Sammy Popush also wrote to his parents on 1 May 1945: "Three days ago we freed a German concentration camp, the second largest in all of rotten Germany, at Dachau, just outside of Munich. At one point there were 150,000 prisoners here… Now there are barely 13,000 left... Three were young children and women and men who had been lined up and machine-gunned to death by the SS just a few days previously... A Jewish man came up to me and asked me if it were true that there were Jewish soldiers in the American army. When I told him that I was a Jewish unterofficizier he nearly went mad. Soon I had about 50 Jewish men and women around me, hugging and kissing me. They were starved also for das yiddisher giest and I wanted so much to make them happy. I sang some chazaonish shticklach for them and also a Yiddishe Mame."

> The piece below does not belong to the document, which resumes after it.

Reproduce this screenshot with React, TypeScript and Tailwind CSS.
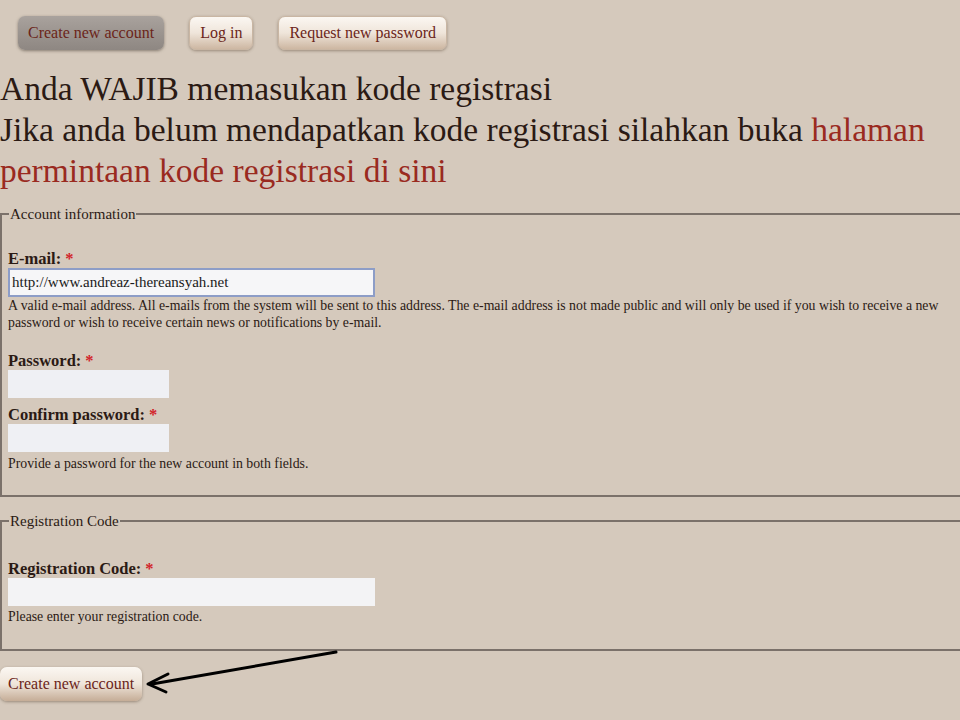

These letters are included in After So Much Pain and Anguish – First Letters after Liberation, an anthology edited by Yad Vashem Senior Historian Dr. Robert Rozett and Director of Yad Vashem's International Institute for Holocaust Research Dr. Iael Nidam-Orvietto, and published by Yad Vashem.
The stories of Peisach Smilg, Hellmut Bachrach-Barée, Jacob Goldstein and Sammy Popush as well as the tens of millions of letters, documents, photographs, artifacts and artworks housed on the Mount of Remembrance serve as everlasting witnesses to the horrors of the Holocaust. Even as Holocaust denial and distortion continue to plague our global society both in the physical and digital worlds, Yad Vashem's mission is unchanged – to ensure that the Holocaust is never relegated to the annals of history, and continues to remain relevant to us today and for generations to come.
As part of the "Memory for the Future" flypast over the skies of Dachau and Munich, representatives of the Israel Air Force and German Air Force participated in a memorial service at the Dachau concentration camp in Germany. The ceremony will be viewable on YouTube.